▶ **Data extract**

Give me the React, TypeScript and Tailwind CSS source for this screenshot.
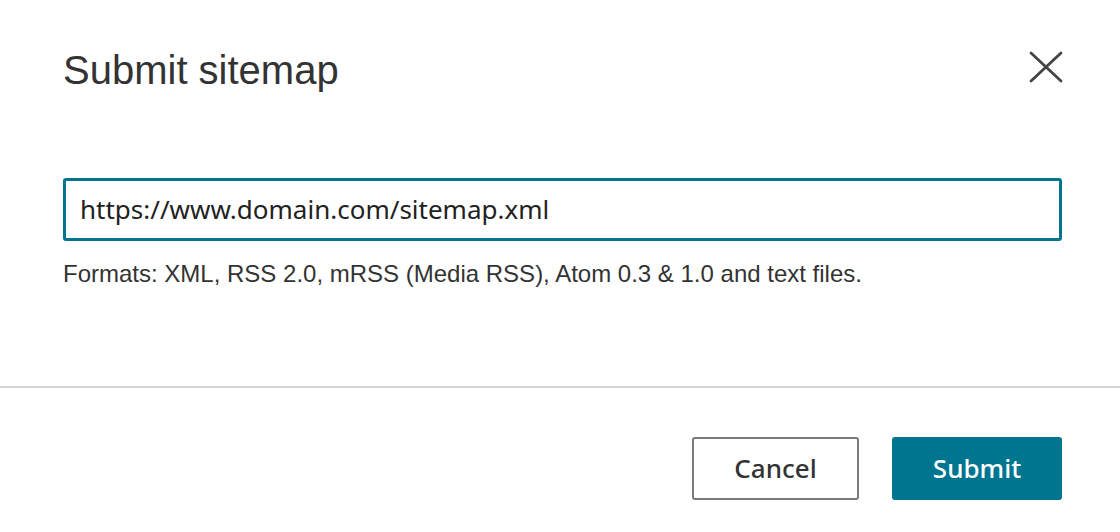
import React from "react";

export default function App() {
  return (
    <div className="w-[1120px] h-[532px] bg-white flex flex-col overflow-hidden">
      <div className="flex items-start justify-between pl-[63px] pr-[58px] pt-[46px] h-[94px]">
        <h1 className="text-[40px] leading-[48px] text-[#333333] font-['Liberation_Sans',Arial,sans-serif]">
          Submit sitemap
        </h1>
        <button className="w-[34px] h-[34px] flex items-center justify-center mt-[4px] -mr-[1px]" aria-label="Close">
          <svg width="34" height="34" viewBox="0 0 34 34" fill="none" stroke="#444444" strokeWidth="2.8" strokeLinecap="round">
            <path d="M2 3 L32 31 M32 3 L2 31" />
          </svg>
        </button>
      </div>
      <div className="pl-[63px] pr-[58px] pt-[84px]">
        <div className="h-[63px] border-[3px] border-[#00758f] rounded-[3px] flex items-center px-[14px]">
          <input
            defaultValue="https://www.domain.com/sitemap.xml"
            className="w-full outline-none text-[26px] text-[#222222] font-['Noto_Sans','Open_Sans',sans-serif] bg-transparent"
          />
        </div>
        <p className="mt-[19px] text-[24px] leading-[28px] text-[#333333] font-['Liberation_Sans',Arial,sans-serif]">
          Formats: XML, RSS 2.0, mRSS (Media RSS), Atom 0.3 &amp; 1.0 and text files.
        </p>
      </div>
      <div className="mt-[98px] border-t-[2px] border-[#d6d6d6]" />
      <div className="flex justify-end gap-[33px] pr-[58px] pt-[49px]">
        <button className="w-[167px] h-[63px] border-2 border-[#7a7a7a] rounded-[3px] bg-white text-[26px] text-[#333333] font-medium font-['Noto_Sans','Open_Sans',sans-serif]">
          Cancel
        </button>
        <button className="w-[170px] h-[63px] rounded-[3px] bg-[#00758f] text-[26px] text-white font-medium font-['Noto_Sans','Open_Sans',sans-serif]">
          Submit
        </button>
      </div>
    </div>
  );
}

▶ **Directions for this task**
Please write out all of the material above without changing a word, and omit any pictures.

▶ **Task result**
Give me the React, TypeScript and Tailwind CSS source for this screenshot.
import React from "react";

export default function App() {
  return (
    <div className="w-[1120px] h-[532px] bg-white flex flex-col overflow-hidden">
      <div className="flex items-start justify-between pl-[63px] pr-[58px] pt-[46px] h-[94px]">
        <h1 className="text-[40px] leading-[48px] text-[#333333] font-['Liberation_Sans',Arial,sans-serif]">
          Submit sitemap
        </h1>
        <button className="w-[34px] h-[34px] flex items-center justify-center mt-[4px] -mr-[1px]" aria-label="Close">
          <svg width="34" height="34" viewBox="0 0 34 34" fill="none" stroke="#444444" strokeWidth="2.8" strokeLinecap="round">
            <path d="M2 3 L32 31 M32 3 L2 31" />
          </svg>
        </button>
      </div>
      <div className="pl-[63px] pr-[58px] pt-[84px]">
        <div className="h-[63px] border-[3px] border-[#00758f] rounded-[3px] flex items-center px-[14px]">
          <input
            defaultValue="https://www.domain.com/sitemap.xml"
            className="w-full outline-none text-[26px] text-[#222222] font-['Noto_Sans','Open_Sans',sans-serif] bg-transparent"
          />
        </div>
        <p className="mt-[19px] text-[24px] leading-[28px] text-[#333333] font-['Liberation_Sans',Arial,sans-serif]">
          Formats: XML, RSS 2.0, mRSS (Media RSS), Atom 0.3 &amp; 1.0 and text files.
        </p>
      </div>
      <div className="mt-[98px] border-t-[2px] border-[#d6d6d6]" />
      <div className="flex justify-end gap-[33px] pr-[58px] pt-[49px]">
        <button className="w-[167px] h-[63px] border-2 border-[#7a7a7a] rounded-[3px] bg-white text-[26px] text-[#333333] font-medium font-['Noto_Sans','Open_Sans',sans-serif]">
          Cancel
        </button>
        <button className="w-[170px] h-[63px] rounded-[3px] bg-[#00758f] text-[26px] text-white font-medium font-['Noto_Sans','Open_Sans',sans-serif]">
          Submit
        </button>
      </div>
    </div>
  );
}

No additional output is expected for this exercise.